Trump, Defeated
4 min readFor 30 intense, liminal minutes yesterday, the world felt on edge between two possible futures. The jurors in the New York trial of Donald Trump hadn’t taken all that long to deliberate, at it for only two days, and now they were preparing to deliver their verdict.
Any seasoned trial attorney or courtroom reporter will tell you that a quick verdict is usually bad news for the defendant—and yet, Trump had escaped seemingly intractable situations so many times, and with such ease.
As the foreperson of the jury pronounced him guilty on each count, Trump transformed. He was no longer a man to whom gravity no longer applied, but a defendant in a courtroom like any other, one who now faces the indignities of sentencing—potentially including prison time. He has said that he plans to appeal, and an appeals court could eventually toss out the conviction—but that would be a long way away, almost certainly after voters have finished casting their ballots in November. And even if an appeal succeeds, there is no undoing the moment when the country first saw a former president convicted of crimes in a court of law.
In the fall of 2016, the writer Jesse Farrar made a joke on Twitter that would soon prove prophetic. “Well, I’d like to see ol Donny Trump wriggle his way out of THIS jam!” he wrote, assuming the voice of an overconfident pundit. The tweet then proceeds to describe Trump easily dodging catastrophe. “Ah! Well,” the imaginary pundit continues. “Nevertheless.”
In the years since, Trump has survived a series of events that for any other politician could well have been career-ending: a special-counsel investigation, two impeachments, an attempted coup, and multiple indictments. Somehow, he was always able to escape consequence.

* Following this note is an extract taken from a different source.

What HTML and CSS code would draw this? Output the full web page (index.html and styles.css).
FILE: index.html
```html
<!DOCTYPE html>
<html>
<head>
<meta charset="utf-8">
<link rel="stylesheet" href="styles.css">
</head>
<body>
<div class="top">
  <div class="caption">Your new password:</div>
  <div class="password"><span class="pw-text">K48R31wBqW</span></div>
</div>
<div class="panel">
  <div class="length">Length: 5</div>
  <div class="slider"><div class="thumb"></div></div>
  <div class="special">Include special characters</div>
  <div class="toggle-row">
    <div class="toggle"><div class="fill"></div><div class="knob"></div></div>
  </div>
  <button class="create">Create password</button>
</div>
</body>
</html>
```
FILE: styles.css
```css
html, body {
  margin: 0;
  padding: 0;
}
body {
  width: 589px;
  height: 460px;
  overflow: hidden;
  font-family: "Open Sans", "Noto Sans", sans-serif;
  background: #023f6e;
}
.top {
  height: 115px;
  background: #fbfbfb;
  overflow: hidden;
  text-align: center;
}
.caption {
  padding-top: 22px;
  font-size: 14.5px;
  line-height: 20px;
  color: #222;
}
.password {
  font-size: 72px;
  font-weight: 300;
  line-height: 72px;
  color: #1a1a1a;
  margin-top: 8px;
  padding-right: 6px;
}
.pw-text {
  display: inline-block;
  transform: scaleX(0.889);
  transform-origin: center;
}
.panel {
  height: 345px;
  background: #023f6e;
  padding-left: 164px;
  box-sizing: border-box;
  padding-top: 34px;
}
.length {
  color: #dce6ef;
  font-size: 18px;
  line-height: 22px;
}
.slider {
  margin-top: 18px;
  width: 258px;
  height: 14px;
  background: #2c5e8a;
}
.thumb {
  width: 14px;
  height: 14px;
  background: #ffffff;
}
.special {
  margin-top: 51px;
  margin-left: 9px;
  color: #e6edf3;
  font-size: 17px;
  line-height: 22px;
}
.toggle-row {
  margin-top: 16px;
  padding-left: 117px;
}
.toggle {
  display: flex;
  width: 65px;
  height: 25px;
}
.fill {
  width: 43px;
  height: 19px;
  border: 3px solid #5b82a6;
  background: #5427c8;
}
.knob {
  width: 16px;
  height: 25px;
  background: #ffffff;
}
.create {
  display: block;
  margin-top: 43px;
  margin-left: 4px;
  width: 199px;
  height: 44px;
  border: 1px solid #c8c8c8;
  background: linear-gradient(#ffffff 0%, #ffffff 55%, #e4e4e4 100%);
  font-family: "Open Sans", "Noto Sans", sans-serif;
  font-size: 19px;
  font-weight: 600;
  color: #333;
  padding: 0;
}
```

But now, with a verdict against him in New York convicting him of 34 felony counts, Donald Trump is finally facing real consequences.

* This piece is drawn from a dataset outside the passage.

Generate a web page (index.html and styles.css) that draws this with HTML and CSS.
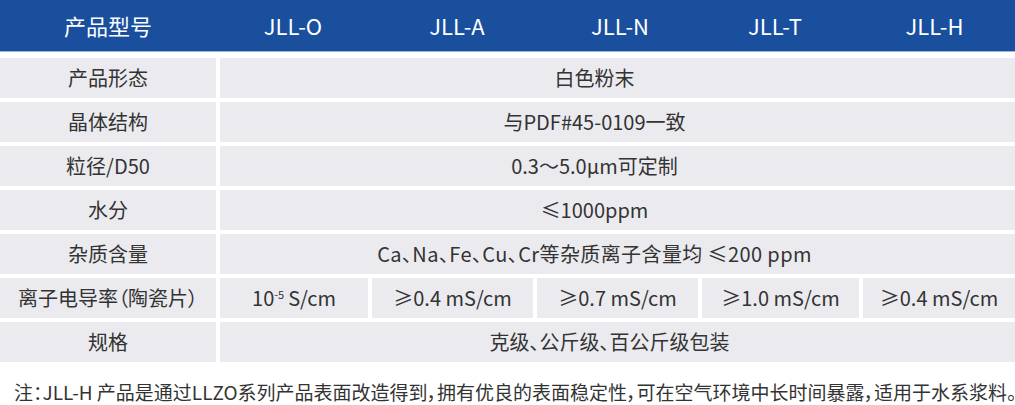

The conviction is a major win for Manhattan District Attorney Alvin Bragg, who faced criticism from commentators across the political spectrum when he first announced the charges against Trump in March 2023. The case didn’t seem serious enough, the arguments went. Instead of addressing the most pressing, important misconduct by Trump—his effort to illegitimately hold on to power following the 2020 election—it focused on a grubby scheme by Trump and those around him to quash negative stories during his 2016 campaign. But over the past six weeks, as prosecutors set out their case in a dingy Manhattan courtroom, the structure of their legal arguments and the strength of the evidence against Trump came into focus. While Trump sat scowling alongside his defense lawyers, Bragg’s team laid out the trail of documents and testimony implicating him in what prosecutors argued was a conspiracy to improperly influence the 2016 election.

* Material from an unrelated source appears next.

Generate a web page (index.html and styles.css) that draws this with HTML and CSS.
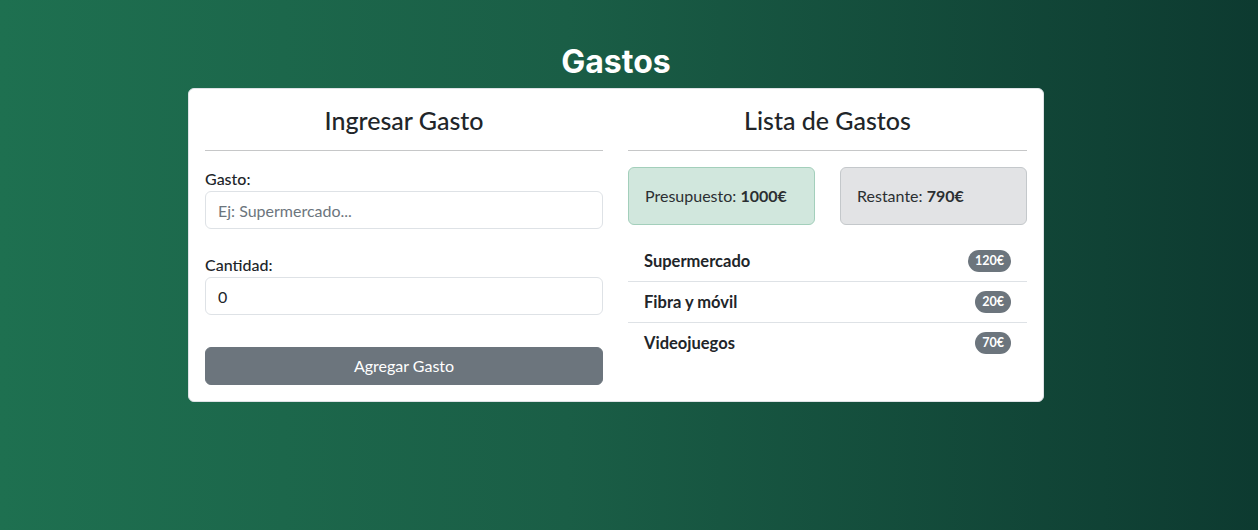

The story involves a series of lies and cover-ups, each nested within the other like matryoshka dolls. Trump and his associates, prosecutors argued, coordinated hush-money payments to women who threatened to go public about their past sexual interactions with the candidate. Then Trump agreed to orchestrate a series of payments to his fixer Michael Cohen to conceal the initial payments. The structure of the charges themselves was matryoshka-like: 34 counts of falsification of business records, elevated to felonies on the basis that Trump intended to violate New York election law, which itself became criminal only because he allegedly relied on an array of different “unlawful means.” Throughout the trial, Trump complained on Truth Social that the charges were baseless and legally confused, as if he could once again talk himself out of trouble. In the courtroom, though, he remained silent. And the jury had the last word.
Elsewhere in the justice system, Trump’s legal strategy of running down the clock until the election seems to be serving him well. Arguably the most serious case against him, the federal charges regarding January 6, remains stalled while the Supreme Court dithers on the question of presidential immunity. A guilty verdict in that case might carry more historical weight, but there’s nevertheless something appropriate about how the New York trial, in all its grimy mundanity, went first. The facts of the matter are so essentially Trumpian, all stemming from his foundational belief that the rules—of U.S. and New York election law, of state requirements concerning recordkeeping, of basic decency toward other people—do not apply to him. They also speak to his willingness to push past the line of acceptable behavior—sometimes by a great deal—in order to win and hold on to power. And sometimes, it turns out, that conduct will constitute criminal behavior in the eyes of a jury.
The New York case, like all the Trump prosecutions, has always been shadowed by the presidential race. Following the jury’s announcement of its verdict, Justice Juan Merchan scheduled Trump’s sentencing for July 11—just days before he is set to formally accept the GOP’s nomination for president at the Republican National Convention. Trump’s political appeal has always been tied to perceptions of his invincibility. He was a force of nature, the godlike manifestation of the people’s will unbound by law. Now, though, the Trump balloon has been punctured. The Übermensch is not so über. When Trump stepped out of the courtroom after the verdict to deliver remarks to the press, he walked with hunched shoulders, declaring his innocence in a flat, exhausted tone, as if he was struggling to summon his typical reserves of fury. He had a new look about him, unseen even after the 2020 election, when he lost but claimed victory; he looked defeated.